- [GOAL]
Read through the data and report every line in which the word "components" occurs.

::::::::

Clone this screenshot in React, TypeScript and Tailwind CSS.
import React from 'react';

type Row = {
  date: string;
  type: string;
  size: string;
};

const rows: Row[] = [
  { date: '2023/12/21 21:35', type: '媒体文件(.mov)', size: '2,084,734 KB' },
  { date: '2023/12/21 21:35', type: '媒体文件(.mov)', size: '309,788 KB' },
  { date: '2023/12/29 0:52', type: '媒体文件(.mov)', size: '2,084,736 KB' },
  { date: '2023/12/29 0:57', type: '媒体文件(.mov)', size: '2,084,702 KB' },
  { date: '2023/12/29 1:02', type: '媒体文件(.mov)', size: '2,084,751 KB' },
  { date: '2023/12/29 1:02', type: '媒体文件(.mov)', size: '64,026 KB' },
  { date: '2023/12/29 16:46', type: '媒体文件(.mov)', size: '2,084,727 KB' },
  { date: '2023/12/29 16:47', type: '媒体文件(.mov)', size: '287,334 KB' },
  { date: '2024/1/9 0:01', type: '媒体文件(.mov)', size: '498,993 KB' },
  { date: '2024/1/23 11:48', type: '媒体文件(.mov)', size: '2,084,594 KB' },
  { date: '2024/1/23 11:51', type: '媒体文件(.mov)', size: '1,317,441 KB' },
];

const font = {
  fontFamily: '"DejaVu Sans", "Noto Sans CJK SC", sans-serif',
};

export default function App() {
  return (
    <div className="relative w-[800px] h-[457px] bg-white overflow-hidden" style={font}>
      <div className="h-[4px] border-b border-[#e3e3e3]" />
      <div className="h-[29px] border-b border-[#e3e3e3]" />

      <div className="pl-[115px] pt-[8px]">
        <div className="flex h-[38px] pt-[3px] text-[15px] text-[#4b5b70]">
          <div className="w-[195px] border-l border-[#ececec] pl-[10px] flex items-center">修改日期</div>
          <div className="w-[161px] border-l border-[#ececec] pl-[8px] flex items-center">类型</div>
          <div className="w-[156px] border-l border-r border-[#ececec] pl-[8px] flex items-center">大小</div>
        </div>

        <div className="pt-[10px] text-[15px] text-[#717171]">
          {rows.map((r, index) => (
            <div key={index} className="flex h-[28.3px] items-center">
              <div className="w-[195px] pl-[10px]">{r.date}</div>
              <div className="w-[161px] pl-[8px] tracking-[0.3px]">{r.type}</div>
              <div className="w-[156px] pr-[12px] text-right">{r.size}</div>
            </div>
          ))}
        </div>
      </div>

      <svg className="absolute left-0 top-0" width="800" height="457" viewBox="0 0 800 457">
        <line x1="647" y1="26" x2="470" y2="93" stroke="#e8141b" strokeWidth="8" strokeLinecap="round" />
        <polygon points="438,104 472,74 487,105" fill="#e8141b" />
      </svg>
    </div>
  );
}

::::::::

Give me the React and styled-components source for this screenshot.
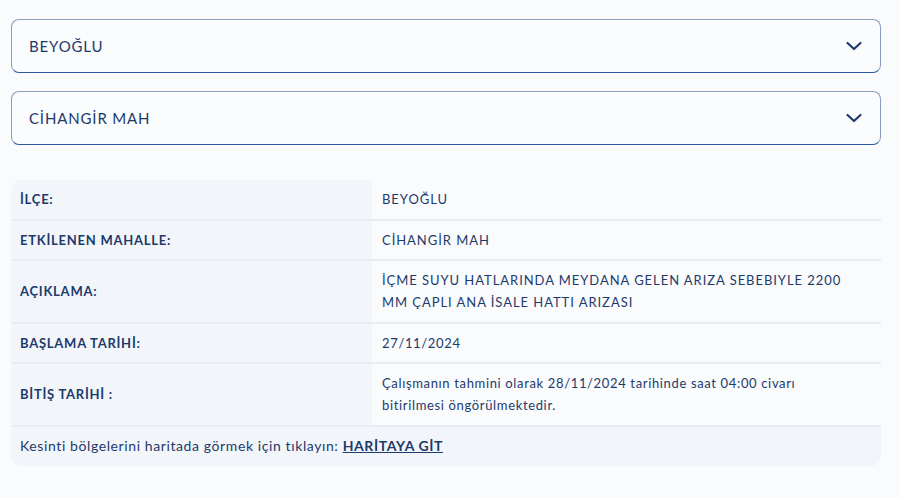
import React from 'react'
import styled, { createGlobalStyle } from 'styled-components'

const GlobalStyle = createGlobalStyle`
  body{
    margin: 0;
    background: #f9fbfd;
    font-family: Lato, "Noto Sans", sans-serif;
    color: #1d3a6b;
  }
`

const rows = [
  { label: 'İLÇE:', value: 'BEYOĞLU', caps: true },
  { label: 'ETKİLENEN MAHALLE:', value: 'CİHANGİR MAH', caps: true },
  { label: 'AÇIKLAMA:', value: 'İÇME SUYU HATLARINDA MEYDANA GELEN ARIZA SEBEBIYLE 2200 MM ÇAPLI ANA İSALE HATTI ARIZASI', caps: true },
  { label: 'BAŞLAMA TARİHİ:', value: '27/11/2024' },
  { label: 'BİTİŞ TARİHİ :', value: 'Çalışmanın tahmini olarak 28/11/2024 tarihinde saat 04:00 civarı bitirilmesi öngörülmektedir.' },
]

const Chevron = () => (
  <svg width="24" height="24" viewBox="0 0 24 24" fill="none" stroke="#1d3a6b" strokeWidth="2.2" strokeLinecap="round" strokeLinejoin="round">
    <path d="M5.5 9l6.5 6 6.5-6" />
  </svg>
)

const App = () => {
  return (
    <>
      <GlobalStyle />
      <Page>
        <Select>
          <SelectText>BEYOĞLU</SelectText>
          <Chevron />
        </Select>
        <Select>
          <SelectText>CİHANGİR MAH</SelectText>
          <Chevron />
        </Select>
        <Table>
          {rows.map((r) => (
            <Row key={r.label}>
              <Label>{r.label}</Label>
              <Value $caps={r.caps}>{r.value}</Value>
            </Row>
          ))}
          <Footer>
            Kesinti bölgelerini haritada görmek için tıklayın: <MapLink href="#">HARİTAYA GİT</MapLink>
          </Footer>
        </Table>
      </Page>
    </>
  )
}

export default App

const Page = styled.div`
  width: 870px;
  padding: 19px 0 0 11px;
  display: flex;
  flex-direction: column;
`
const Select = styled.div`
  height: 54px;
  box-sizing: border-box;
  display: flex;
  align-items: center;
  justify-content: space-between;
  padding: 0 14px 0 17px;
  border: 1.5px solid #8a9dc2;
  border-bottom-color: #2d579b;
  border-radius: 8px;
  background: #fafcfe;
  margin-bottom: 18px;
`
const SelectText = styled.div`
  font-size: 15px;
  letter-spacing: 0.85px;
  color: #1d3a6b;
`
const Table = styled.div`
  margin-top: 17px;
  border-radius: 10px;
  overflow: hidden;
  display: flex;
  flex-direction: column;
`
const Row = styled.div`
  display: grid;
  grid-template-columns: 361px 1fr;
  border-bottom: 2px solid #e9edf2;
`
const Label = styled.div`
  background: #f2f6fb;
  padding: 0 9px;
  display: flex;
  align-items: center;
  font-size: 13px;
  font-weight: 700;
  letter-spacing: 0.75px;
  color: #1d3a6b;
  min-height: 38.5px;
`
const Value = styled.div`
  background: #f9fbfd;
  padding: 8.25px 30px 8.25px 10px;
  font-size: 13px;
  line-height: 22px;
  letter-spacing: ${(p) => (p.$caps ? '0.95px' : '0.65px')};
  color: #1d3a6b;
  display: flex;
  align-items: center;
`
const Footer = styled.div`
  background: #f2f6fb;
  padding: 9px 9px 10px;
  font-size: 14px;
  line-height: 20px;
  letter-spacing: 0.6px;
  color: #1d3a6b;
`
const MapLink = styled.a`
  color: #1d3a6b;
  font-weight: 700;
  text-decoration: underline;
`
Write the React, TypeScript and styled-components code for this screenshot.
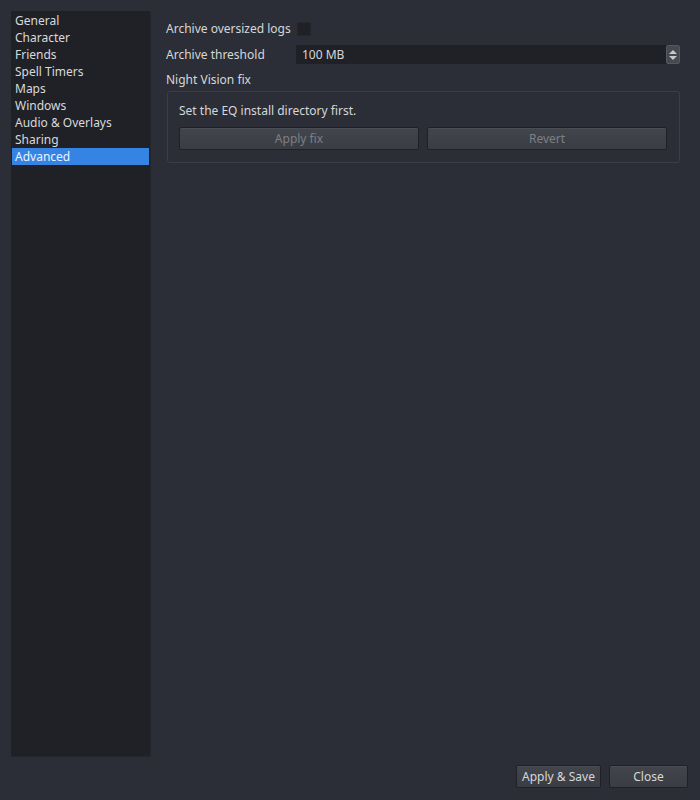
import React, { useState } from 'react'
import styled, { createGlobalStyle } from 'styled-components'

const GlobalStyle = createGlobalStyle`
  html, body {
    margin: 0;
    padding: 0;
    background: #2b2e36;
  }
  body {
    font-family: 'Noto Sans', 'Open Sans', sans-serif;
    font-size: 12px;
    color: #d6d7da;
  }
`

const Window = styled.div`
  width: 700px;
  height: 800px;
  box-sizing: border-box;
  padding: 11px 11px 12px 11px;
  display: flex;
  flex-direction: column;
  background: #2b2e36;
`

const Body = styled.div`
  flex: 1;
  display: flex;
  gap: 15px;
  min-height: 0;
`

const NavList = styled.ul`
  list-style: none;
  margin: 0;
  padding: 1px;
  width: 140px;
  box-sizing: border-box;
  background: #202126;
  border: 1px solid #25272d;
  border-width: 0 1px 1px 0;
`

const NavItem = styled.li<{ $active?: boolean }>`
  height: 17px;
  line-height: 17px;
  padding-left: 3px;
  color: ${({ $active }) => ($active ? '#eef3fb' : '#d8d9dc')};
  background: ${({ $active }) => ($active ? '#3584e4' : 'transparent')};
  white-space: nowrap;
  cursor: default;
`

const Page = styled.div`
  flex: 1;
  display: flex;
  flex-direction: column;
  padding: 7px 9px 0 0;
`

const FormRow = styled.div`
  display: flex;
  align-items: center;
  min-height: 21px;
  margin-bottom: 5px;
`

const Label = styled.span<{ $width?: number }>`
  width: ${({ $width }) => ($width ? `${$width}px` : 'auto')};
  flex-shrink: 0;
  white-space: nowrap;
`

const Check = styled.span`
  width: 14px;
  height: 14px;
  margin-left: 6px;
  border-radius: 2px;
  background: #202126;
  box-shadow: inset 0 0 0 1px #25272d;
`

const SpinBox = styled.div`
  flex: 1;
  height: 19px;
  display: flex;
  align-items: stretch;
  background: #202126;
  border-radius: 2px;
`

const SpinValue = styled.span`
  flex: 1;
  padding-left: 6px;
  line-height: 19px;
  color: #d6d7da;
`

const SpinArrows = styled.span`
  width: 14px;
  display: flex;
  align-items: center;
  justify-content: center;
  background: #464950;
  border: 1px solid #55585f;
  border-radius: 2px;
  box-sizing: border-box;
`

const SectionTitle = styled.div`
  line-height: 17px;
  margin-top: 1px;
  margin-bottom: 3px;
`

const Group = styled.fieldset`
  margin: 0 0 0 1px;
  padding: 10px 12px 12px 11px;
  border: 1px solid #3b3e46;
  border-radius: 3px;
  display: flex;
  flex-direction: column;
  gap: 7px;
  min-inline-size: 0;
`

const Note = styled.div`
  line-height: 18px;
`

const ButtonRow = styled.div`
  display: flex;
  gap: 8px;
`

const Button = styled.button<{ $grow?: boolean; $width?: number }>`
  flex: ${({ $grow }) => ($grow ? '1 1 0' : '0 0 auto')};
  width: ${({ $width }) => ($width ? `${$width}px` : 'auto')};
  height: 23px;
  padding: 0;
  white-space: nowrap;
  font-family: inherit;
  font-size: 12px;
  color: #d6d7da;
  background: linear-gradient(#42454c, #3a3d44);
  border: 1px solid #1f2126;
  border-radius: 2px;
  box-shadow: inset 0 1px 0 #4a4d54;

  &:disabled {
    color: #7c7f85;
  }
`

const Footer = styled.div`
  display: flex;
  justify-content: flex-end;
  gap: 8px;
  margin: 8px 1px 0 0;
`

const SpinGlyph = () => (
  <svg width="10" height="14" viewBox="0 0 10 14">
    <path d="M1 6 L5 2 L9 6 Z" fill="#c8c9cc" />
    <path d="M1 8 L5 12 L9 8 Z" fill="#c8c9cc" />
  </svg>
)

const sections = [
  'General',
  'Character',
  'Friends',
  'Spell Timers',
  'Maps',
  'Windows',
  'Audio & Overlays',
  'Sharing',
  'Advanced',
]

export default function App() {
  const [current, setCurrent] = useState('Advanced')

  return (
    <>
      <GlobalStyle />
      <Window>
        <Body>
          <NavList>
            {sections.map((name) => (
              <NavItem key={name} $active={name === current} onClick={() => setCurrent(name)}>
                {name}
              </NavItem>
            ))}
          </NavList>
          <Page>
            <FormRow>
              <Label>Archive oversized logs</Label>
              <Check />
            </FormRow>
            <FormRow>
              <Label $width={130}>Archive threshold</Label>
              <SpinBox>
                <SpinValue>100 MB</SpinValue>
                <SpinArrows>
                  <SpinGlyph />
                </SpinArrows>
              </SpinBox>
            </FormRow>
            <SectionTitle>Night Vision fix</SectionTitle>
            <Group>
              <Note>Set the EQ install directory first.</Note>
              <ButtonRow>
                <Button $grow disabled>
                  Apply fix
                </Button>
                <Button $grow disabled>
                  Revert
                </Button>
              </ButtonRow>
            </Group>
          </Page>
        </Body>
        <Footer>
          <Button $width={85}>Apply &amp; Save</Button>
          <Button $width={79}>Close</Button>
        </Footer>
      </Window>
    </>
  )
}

::::::::

- [COMPLETE ANSWER]
Give me the React and styled-components source for this screenshot.
import styled, { createGlobalStyle } from 'styled-components'
Write the React, TypeScript and styled-components code for this screenshot.
import styled, { createGlobalStyle } from 'styled-components'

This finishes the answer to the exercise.